Satyajit Das:Bear Market of epic Proportions

Quote from JSSPMK:

Point taken, but I was trying to make a point about volatility.

Understand.

What I implied is that if volatility is going to increase like the 98-00 blow off phrase, and that we are at the starting point only (200 points S&P higher), the new calculation method can have an interesting effect that magnify/dampen the volatility.
 
Quote from KK70:

Central banks and governments worldwide are not going to sit by idly while a protracted bear market unfolds. They will do everything they can to ensure robust economies and stock markets.

True, Japan can be cited as an example of prolonged recession but I think it can be argued that the problem there is more of a government unwilling to take bold steps to solve the mess.

Going by the way the US Fed successfully tackled the Asian crisis, LTCM, dot-com bust and even 9/11, I think they can be relied on to avert a potential sub-prime crisis too.

Thats dynamic thinking. If you're going to be a successful doom and gloomer, you're going to have to think more statically. Say for example, if you were driving a car, and started to take a right turn from Park Avenue to Washington Street. During the turn, a doom and gloomer would assume that the car would keep turning through the corner and then would continue the turn into a building, killing innocent bystanders.

I sat next to one on an air flight once. Every time the pilot would decrease his altitude, he would holler out, "We're gonna crash!". It was unnerving.

SM
 
With PEs at 15 there is no way we fall more than 30% to a PE of 10 which would be the lowest valuations level in over 25 years. The only risk is the 'value trap.'
Bear market of epic proportions - hell no, I don't think so. We've been in a valuations bear market for over 7 years now.
 
Quote from aeliodon:

With PEs at 15 there is no way we fall more than 30% to a PE of 10 which would be the lowest valuations level in over 25 years. The only risk is the 'value trap.'
Bear market of epic proportions - hell no, I don't think so. We've been in a valuations bear market for over 7 years now.

2 things-

1- the "E" can change substantially in your PE thus allowing a further drop in share price to match it.

2- he said the market could just be flat for an extended period of time, which is very bearish in that the entitlements for the retinring baby boomers were modelled off of long term double digit gains in the S&P. Treasuries will yield more in that instance.
 
Quote from Lawrence Chan:

There is a reason why the S&P can pop back up that fast since mid-2005.

As I recall, S&P changed its calculation method of the S&P index in mid-2005 to a modified version of the true capitalization weighting method. That means, it is going to weight each stock based on flow, not the true # of outstanding shares.

The old high in S&P 500 has to be recaculated using the new method to give a proper comparison.

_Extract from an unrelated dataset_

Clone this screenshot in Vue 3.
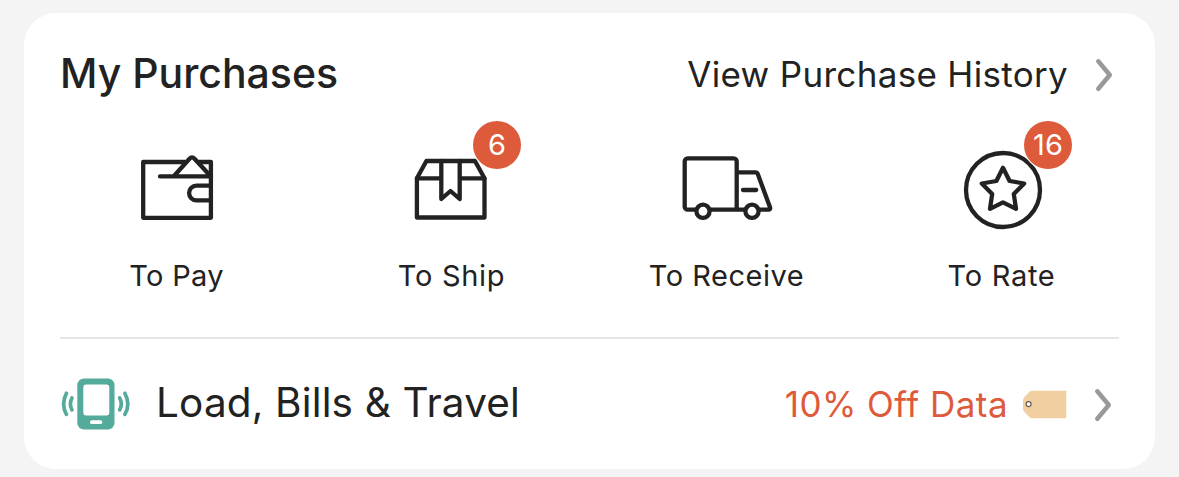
<script setup>
const statuses = [
  { id: 'pay', label: 'To Pay' },
  { id: 'ship', label: 'To Ship', count: 6 },
  { id: 'receive', label: 'To Receive' },
  { id: 'rate', label: 'To Rate', count: 16 },
]
</script>

<template>
  <main class="page">
    <section class="card">
      <header class="header">
        <h1 class="title">My Purchases</h1>
        <a class="history">View Purchase History</a>
        <svg class="chevron" viewBox="0 0 20 34"><path d="M4.3 3.3 15.8 17 4.3 30.8" /></svg>
      </header>

      <nav class="statuses">
        <a v-for="item in statuses" :key="item.id" class="status" :class="item.id">
          <span class="icon-box">
            <svg class="icon" viewBox="0 0 97 96">
              <g v-if="item.id === 'pay'">
                <path d="M57 22H15.2V77.8H82.9V22H71" />
                <path d="M32 36.4H82.5M46 36 61.5 18.8Q64 16 66.5 18.8L82.5 36" />
                <path d="M82.9 45.7H68.4a7.3 7.3 0 0 0 0 14.6H82.9" />
              </g>
              <g v-else-if="item.id === 'ship'">
                <path d="M13.9 38.3 23.4 21H72L81.5 38.3V77.5H13.9Z" />
                <path d="M13.900 38.3H38.3M56.7 38.3H81.5M38.3 21V59L47.5 51 56.7 59V21" />
              </g>
              <g v-else-if="item.id === 'receive'">
                <path d="M18 69.7H9.7a3 3 0 0 1-3-3V21.3a3 3 0 0 1 3-3H55.7a3 3 0 0 1 3 3V69.7M32 69.7H67M58.7 32.4H77.8a2 2 0 0 1 1.9 1.3L92 67.3Q92.8 69.7 90.3 69.7H81M65 50H78.2" />
                <circle cx="25" cy="71.3" r="6.6" />
                <circle cx="74" cy="71.3" r="6.6" />
              </g>
              <g v-else>
                <circle cx="50" cy="50" r="37" />
                <path d="M50 27.8 56.6 41 71.2 43.5 60.8 54 63 68.8 50 62.3 37 68.8 39.2 54 28.8 43.5 43.4 41Z" />
              </g>
            </svg>
            <span v-if="item.count" class="badge">{{ item.count }}</span>
          </span>
          <span class="label">{{ item.label }}</span>
        </a>
      </nav>

      <footer class="services">
        <svg class="phone" viewBox="0 0 72 56">
          <rect class="solid" x="17.3" y="2.6" width="37.2" height="50.8" rx="6.5" />
          <rect class="cutout" x="23.3" y="8.6" width="26" height="31" rx="3" />
          <rect class="cutout" x="30" y="44.3" width="12.3" height="3.8" rx="1.9" />
          <path class="wave" d="M6.4 17.3Q.8 28 6.4 38.4M11.9 22Q8.9 28 11.9 33.8M64.9 17.3Q70.8 28 64.9 38.4M59.7 22Q62.9 28 59.7 33.8" />
        </svg>
        <span class="service-name">Load, Bills &amp; Travel</span>
        <span class="promo">10% Off Data</span>
        <svg class="tag" viewBox="0 0 44 28">
          <path d="M9 .7H43.3V28.300H9Q7.500 28.300 6.500 27.300L1.500 22Q0 20.500 0 18.500V10.500Q0 8.500 1.500 7L6.500 1.700Q7.500 .7 9 .7Z" />
          <circle cx="5.600" cy="14.100" r="2.500" />
        </svg>
        <svg class="chevron" viewBox="0 0 20 34"><path d="M4.3 3.300 15.800 17 4.300 30.800" /></svg>
      </footer>
    </section>
  </main>
</template>

<style>
body {
  background: #f4f4f4;
}
</style>

<style scoped>
.page {
  box-sizing: border-box;
  height: 477px;
  padding: 13px 24px 8px;
  background: #f4f4f4;
  color: #222;
  font-family: Inter, "Liberation Sans", sans-serif;
  overflow: hidden;
}
.card {
  height: 456px;
  border-radius: 32px;
  background: #fff;
  display: flex;
  flex-direction: column;
}
.header {
  display: flex;
  align-items: center;
  height: 124px;
  padding: 0 41px 0 37px;
  line-height: 124px;
  white-space: nowrap;
}
.title {
  margin: -4px auto 0 -1px;
  font-size: 41px;
  font-weight: 500;
  letter-spacing: 0;
}
.history {
  margin-top: -2px;
  font-size: 35px;
  letter-spacing: 0.320px;
}
.chevron {
  width: 20px;
  height: 34px;
  margin-left: 26px;
  fill: none;
  stroke: #999;
  stroke-width: 4.5;
  stroke-linecap: round;
  stroke-linejoin: round;
}
.statuses {
  display: grid;
  grid-template-columns: repeat(4, 275px);
  height: 200px;
  margin-left: 15px;
}
.status {
  display: flex;
  flex-direction: column;
  align-items: center;
}
.icon-box {
  position: relative;
  width: 97px;
  height: 96px;
  margin-top: 3px;
}
.icon {
  display: block;
  width: 97px;
  height: 96px;
  fill: none;
  stroke: #222;
  stroke-width: 4.300;
  stroke-linecap: round;
  stroke-linejoin: round;
}
.badge {
  position: absolute;
  left: 70px;
  top: -19px;
  width: 48px;
  height: 48px;
  border-radius: 50%;
  background: #dd5a3b;
  box-shadow: 0 0 0 1px #fff;
  color: #fff;
  font-size: 29px;
  line-height: 48px;
  text-align: center;
}
.rate .badge {
  left: 71px;
}
.label {
  margin-top: 20px;
  font-size: 29px;
  line-height: 40px;
  letter-spacing: 0.700px;
}
.pay .label {
  letter-spacing: 0.300px;
}
.receive .label {
  letter-spacing: 0.500px;
}
.services {
  display: flex;
  align-items: center;
  height: 130px;
  margin: 0 36px;
  padding-right: 6px;
  border-top: 2px solid #e6e6e6;
  white-space: nowrap;
}
.phone {
  width: 72px;
  height: 56px;
}
.solid {
  fill: #54aa9b;
}
.cutout {
  fill: #fff;
}
.wave {
  fill: none;
  stroke: #54aa9b;
  stroke-width: 3.700;
  stroke-linecap: round;
}
.service-name {
  margin: -3px auto 0 24px;
  font-size: 40.500px;
  letter-spacing: 0.150px;
}
.promo {
  color: #dd5a3b;
  font-size: 35px;
  letter-spacing: 0.450px;
}
.tag {
  width: 44px;
  height: 28px;
  margin-left: 15px;
  overflow: visible;
  fill: #f2cfa0;
}
.tag circle {
  fill: #fff;
  stroke: #665e55;
  stroke-width: 1.200;
}
.services .chevron {
  margin-top: 1px;
}
</style>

S&P 500 Summary Statistics:

The S&P 500 Index is a modified capitalization weighted index. A pure capitalization index is constructed by first multiplying each stock's price by its total number of shares, second adding these cross-products, and third dividing the sum by the index divisor. Originally, the S&P 500 Index was a pure capitalization index. A modified capitalization index is based on something other than the total, actual number of shares outstanding. On September 16, 2005, S&P changed to a modified capitalization index based on each stock's floating number of shares. Specifically, shares held by any company's control groups in excess of a ten percent threshold will be excluded from the index. Accordingly, the table below reflects floating market capitalizations based on each stock's number of floating shares.

http://www.indexarb.com/capitalizationAnalysis.html
 
Quote from Comanche:

2 things-

1- the "E" can change substantially in your PE thus allowing a further drop in share price to match it.

2- he said the market could just be flat for an extended period of time, which is very bearish in that the entitlements for the retinring baby boomers were modelled off of long term double digit gains in the S&P. Treasuries will yield more in that instance.

Sorry, I have to repeat myself - did it several times in other "macro" discussions on this board :

1) What about international growth rates ? As I remember I read an IMF paper citing global growth rate at 5,2 % ! Doesn´t it make the "E" a little bit more "global E" ?? Impact on blue chips ??

2) Cheap money still obtainable. Read => http://www.ft.com/cms/s/0/45ac8020-657f-11dc-bf89-0000779fd2ac.html

Banks are increasingly turning to Japan to raise debt as the credit squeeze in Europe and the US forces them to look to Asia to issue bonds.

This month has seen a 600 per cent rise in financial bond issuance in yen-denominated paper, building on a trend since July when liquidity in the money markets began to dry up.
 
Yawn 1,000,000 times.

You have to get to page 7...
Before they tell you that $300 billion of loans have been "orphaned" so far...
Versus a $65 trillion world economy.

That's 0.5 percent temporarily "orphaned"... big deal.

Another piece up to the standards of Cramer.

It you cannot make money regardless of market direction...
Than you are not much of a trader.

Instead of reading garbage like this...
Learn to trade a market-neutral Portfolio.